----- The data -----

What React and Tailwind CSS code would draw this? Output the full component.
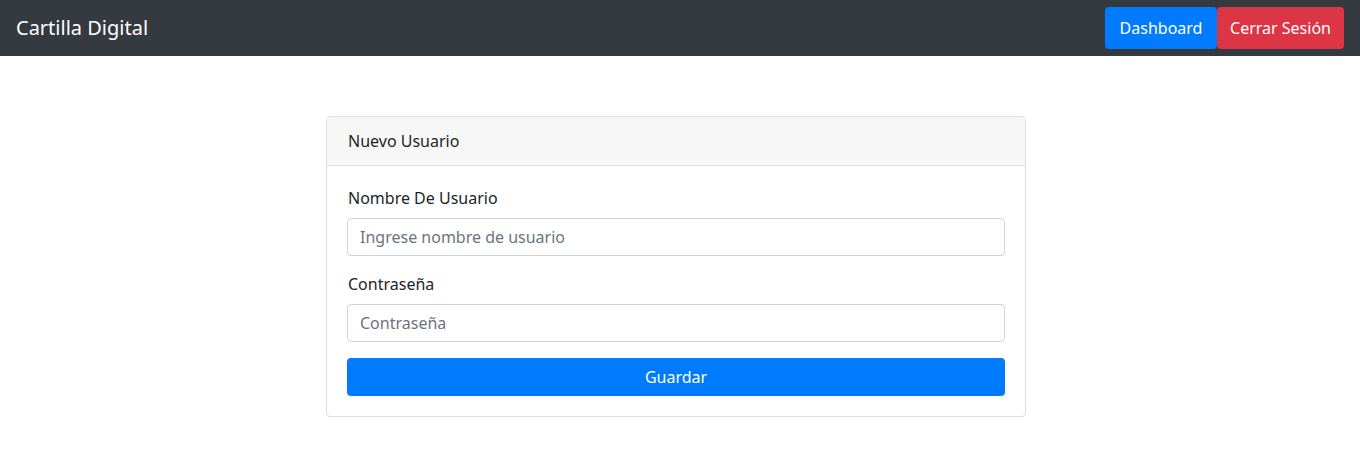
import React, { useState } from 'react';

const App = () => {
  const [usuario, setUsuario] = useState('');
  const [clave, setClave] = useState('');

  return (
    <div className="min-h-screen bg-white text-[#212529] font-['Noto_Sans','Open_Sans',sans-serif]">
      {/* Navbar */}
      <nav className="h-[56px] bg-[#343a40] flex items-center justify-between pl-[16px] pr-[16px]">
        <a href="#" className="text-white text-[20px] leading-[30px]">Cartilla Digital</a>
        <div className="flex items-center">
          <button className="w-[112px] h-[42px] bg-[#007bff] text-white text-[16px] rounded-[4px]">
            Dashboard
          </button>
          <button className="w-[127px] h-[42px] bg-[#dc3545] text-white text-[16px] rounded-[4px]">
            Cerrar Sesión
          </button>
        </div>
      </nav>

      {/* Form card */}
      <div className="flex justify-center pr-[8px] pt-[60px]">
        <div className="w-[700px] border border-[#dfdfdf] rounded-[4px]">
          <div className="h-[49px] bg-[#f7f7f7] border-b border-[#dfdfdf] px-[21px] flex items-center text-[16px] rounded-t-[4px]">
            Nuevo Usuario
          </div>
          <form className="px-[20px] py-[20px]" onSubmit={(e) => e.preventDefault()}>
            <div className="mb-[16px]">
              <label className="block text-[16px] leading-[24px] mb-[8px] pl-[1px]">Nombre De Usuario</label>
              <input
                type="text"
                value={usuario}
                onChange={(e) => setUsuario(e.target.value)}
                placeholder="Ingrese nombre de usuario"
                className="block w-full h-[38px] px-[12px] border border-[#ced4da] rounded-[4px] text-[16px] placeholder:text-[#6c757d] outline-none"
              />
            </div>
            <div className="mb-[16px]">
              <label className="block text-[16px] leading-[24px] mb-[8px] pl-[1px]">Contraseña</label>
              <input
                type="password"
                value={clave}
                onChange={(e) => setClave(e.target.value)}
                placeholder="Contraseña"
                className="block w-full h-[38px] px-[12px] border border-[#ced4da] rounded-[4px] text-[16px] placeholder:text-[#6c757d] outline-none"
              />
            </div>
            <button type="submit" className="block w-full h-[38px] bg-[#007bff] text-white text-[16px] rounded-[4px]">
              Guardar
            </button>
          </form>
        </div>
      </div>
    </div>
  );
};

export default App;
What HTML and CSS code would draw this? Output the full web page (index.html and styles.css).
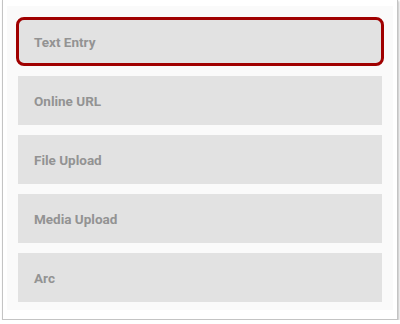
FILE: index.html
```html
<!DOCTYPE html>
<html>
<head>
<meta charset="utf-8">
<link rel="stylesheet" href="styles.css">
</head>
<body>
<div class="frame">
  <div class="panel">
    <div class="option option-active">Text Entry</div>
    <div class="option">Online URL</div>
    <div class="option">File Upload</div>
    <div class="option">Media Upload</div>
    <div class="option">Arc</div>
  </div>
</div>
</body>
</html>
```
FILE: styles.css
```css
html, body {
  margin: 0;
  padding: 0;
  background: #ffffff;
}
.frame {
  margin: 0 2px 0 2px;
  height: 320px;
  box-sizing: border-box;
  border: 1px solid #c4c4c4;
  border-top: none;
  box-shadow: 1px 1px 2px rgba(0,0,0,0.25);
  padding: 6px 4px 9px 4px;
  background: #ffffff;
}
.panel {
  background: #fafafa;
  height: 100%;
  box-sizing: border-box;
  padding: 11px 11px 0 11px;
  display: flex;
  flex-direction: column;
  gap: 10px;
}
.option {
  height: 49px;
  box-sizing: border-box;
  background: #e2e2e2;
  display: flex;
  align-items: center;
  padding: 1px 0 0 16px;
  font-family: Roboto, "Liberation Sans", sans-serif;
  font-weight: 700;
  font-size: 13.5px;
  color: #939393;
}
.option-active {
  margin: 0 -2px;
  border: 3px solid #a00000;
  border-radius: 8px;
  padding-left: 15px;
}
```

-----

• [Written request]:
Include the first line of the records, the line containing "const [clave, setClave] = useState('');", and every line between them, repeated exactly. Skip the pictures.

• [Complete response]:
What React and Tailwind CSS code would draw this? Output the full component.
import React, { useState } from 'react';

const App = () => {
  const [usuario, setUsuario] = useState('');
  const [clave, setClave] = useState('');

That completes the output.